AIM OF THE EXERCISE: Lift out all lines below that contain "image".

MATERIAL PROVIDED:

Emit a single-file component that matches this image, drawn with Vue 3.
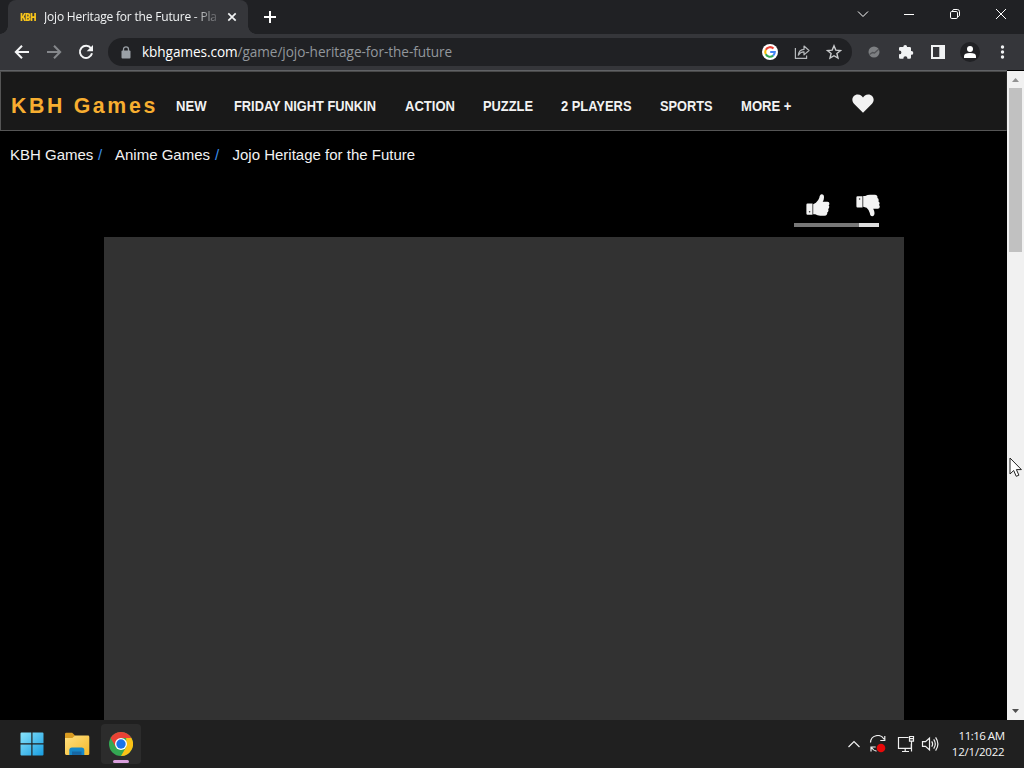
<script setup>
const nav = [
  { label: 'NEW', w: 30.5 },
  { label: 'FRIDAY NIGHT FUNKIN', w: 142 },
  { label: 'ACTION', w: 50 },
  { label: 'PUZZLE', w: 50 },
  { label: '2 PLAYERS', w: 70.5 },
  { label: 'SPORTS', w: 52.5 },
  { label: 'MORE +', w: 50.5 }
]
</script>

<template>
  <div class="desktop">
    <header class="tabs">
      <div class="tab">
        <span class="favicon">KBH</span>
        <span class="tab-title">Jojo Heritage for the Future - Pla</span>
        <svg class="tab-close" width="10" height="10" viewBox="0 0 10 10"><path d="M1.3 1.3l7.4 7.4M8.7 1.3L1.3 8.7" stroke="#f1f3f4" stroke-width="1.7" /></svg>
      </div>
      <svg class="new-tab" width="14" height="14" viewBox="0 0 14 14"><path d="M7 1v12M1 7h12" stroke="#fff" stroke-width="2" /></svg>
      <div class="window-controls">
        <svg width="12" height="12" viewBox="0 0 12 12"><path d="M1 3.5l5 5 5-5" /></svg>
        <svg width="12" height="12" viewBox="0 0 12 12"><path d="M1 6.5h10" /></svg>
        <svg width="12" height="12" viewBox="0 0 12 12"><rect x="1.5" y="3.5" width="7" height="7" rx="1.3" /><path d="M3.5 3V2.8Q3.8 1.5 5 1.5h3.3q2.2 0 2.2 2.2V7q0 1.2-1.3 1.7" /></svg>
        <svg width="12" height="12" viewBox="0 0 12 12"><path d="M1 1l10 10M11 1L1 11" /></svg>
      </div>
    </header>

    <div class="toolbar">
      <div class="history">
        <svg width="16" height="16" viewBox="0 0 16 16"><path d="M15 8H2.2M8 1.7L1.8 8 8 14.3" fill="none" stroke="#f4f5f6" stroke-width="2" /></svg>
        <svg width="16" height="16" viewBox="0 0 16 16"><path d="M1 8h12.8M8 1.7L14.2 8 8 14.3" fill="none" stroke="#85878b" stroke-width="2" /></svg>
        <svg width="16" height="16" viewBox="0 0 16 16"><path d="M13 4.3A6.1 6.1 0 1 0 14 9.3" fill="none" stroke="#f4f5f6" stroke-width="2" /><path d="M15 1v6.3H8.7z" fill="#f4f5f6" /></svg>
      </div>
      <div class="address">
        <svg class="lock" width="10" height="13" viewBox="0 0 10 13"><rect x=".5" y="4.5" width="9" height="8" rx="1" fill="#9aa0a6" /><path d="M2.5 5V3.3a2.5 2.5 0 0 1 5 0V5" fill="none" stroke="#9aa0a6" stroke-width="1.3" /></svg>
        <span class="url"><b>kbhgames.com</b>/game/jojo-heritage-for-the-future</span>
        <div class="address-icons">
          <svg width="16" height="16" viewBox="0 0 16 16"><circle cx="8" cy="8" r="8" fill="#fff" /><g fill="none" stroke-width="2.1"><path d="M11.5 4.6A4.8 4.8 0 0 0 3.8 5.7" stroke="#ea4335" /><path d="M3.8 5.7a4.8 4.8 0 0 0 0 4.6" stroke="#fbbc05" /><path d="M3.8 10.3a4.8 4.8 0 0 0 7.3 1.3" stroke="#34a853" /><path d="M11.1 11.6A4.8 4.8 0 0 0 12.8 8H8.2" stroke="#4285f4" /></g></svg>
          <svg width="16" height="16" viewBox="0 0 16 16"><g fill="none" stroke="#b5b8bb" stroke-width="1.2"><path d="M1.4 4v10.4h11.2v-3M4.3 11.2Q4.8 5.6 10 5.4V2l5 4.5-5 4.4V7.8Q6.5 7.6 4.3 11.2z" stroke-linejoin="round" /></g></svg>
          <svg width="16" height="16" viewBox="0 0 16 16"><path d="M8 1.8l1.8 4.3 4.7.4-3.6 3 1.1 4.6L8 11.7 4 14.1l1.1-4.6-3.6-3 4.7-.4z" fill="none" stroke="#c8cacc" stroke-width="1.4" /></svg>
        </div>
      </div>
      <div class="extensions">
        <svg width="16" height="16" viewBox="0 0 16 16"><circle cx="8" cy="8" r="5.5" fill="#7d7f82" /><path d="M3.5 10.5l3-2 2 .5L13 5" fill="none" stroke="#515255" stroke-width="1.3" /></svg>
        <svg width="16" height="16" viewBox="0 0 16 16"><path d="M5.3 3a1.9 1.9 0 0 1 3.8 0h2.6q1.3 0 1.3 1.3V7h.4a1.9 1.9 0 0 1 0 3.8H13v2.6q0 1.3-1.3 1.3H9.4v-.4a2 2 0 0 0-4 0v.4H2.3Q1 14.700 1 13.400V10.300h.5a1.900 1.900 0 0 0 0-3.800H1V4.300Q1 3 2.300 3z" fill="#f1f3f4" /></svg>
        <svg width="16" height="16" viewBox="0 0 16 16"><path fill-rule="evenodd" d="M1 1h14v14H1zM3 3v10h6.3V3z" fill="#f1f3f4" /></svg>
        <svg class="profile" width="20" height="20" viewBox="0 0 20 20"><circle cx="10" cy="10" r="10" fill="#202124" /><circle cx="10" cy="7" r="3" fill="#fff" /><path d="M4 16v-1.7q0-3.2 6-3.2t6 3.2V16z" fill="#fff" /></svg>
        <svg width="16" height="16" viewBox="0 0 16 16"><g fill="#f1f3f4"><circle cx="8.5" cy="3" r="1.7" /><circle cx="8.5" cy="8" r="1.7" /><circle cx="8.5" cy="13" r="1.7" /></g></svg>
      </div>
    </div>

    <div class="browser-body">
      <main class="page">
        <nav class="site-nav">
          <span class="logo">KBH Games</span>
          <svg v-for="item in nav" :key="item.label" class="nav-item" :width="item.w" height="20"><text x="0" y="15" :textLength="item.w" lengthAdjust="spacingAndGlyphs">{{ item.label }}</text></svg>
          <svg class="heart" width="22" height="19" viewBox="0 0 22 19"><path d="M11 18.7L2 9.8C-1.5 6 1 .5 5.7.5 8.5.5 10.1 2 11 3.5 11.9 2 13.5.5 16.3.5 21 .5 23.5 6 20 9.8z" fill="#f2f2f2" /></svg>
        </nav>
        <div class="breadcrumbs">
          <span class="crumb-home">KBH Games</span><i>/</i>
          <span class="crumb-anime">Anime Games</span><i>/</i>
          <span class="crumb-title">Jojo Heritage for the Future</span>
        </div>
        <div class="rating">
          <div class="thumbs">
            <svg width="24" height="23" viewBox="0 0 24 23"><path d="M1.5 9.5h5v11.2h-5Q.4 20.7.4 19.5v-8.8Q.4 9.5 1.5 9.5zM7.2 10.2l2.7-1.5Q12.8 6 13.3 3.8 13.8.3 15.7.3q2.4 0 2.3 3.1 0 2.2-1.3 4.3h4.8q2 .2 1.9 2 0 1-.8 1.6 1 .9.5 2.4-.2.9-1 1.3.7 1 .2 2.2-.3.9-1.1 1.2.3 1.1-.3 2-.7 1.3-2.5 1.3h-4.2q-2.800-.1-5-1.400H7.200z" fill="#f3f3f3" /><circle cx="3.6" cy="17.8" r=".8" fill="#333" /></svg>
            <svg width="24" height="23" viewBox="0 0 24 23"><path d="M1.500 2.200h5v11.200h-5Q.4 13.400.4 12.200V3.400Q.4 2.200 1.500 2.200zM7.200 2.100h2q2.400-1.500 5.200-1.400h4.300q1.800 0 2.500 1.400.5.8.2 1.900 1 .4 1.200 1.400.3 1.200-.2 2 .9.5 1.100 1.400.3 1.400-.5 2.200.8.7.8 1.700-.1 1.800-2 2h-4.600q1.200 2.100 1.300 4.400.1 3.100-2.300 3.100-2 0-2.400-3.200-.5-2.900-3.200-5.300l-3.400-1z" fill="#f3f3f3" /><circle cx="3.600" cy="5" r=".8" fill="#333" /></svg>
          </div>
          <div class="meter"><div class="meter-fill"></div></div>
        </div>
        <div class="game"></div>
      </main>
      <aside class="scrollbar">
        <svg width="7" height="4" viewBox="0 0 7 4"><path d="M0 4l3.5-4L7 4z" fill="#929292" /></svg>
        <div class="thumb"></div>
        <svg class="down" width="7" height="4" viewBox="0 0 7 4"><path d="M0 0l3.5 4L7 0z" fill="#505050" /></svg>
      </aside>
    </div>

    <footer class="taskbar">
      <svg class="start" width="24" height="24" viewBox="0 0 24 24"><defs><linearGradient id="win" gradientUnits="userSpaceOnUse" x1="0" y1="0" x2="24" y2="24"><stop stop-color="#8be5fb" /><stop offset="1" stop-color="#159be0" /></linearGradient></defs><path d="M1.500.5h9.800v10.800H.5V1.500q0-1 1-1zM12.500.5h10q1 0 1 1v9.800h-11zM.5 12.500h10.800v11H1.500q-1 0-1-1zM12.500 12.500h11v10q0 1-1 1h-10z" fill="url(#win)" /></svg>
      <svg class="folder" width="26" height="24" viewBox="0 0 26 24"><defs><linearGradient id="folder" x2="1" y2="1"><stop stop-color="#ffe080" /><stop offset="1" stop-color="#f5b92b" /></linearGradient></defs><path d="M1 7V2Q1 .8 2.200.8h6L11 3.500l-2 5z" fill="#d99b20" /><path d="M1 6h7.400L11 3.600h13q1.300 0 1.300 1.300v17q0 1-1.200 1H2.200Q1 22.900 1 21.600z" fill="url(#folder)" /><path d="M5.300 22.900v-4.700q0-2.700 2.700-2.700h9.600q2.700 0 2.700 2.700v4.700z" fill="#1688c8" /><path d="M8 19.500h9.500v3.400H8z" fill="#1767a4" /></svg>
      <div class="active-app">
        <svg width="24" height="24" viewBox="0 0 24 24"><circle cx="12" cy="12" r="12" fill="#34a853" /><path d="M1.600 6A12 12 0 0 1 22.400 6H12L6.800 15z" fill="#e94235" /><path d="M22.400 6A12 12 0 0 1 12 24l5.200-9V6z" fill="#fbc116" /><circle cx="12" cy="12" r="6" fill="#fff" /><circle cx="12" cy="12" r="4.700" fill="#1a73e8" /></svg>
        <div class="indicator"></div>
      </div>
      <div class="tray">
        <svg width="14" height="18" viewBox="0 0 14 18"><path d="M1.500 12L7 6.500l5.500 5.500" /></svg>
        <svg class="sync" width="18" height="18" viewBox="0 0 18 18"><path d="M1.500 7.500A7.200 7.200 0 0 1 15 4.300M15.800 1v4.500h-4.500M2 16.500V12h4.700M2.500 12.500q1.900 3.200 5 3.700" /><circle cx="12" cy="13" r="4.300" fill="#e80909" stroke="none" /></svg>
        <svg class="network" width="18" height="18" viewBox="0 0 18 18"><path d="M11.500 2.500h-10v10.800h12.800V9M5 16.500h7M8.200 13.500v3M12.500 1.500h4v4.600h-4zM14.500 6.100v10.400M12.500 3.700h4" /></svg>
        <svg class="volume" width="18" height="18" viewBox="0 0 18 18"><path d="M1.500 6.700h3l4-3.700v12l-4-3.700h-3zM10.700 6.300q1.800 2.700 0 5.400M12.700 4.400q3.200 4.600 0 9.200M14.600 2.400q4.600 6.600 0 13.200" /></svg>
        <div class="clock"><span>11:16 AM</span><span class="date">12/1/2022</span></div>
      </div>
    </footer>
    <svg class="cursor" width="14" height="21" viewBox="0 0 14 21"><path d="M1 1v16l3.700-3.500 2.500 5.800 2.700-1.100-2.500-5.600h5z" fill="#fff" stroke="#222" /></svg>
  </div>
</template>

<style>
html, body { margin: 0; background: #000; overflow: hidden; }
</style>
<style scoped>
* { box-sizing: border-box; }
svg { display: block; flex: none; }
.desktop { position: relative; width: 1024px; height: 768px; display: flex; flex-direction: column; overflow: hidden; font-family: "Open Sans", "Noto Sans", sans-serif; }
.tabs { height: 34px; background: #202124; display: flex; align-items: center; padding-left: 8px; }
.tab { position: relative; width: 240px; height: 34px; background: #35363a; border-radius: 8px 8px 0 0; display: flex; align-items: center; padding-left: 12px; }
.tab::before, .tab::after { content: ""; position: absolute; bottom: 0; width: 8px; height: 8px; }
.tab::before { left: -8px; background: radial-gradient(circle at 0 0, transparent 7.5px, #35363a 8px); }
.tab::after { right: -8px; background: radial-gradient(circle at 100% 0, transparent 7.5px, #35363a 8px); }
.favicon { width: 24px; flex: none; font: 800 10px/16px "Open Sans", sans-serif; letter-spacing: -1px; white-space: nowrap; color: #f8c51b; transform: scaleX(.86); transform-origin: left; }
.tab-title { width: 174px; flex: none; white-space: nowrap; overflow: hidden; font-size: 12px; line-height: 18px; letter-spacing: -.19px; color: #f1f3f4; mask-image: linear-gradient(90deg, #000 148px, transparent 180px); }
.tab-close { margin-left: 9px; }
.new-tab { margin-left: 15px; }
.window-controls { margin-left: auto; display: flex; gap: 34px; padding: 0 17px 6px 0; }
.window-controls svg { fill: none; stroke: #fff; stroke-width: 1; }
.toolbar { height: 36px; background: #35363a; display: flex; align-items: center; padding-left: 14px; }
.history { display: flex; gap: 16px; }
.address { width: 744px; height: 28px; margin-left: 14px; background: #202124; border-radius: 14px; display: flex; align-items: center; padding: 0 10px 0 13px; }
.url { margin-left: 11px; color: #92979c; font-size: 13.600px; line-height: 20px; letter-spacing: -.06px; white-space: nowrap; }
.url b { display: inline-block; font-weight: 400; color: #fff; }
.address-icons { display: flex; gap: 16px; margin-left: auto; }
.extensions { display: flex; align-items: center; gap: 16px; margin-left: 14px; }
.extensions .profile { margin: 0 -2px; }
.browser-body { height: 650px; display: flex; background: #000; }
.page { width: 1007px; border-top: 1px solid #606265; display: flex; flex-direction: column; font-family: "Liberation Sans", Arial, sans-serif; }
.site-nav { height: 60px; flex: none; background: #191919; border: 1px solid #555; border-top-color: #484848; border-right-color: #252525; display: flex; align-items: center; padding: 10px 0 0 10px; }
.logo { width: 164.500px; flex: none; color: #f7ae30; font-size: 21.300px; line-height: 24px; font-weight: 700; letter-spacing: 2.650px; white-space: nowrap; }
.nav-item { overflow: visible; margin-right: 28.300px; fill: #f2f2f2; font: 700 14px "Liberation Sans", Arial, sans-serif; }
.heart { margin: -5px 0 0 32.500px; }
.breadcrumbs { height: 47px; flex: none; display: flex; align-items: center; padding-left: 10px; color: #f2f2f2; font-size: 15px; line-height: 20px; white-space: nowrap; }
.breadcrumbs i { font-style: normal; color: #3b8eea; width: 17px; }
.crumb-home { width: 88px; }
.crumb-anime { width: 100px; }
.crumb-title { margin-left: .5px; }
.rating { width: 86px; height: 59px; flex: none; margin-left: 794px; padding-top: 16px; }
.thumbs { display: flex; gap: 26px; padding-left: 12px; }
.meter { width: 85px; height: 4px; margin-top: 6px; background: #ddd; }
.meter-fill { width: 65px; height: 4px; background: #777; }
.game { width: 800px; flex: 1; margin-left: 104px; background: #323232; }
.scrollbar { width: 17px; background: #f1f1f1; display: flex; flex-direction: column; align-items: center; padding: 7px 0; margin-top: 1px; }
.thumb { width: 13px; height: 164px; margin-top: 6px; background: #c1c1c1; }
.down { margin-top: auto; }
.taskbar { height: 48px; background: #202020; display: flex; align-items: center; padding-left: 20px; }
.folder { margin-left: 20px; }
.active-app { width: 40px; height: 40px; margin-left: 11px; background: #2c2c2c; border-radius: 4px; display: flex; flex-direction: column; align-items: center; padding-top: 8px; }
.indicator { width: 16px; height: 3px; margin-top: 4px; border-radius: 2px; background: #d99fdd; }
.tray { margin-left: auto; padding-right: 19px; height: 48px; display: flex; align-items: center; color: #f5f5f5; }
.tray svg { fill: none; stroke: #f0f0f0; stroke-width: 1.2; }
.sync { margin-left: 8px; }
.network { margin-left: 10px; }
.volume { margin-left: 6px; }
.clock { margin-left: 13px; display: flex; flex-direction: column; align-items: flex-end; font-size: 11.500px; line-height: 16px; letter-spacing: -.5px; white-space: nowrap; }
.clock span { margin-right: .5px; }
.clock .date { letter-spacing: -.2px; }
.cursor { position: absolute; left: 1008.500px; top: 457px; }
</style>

WRITTEN ANSWER:
Emit a single-file component that matches this image, drawn with Vue 3.
.tab-title { width: 174px; flex: none; white-space: nowrap; overflow: hidden; font-size: 12px; line-height: 18px; letter-spacing: -.19px; color: #f1f3f4; mask-image: linear-gradient(90deg, #000 148px, transparent 180px); }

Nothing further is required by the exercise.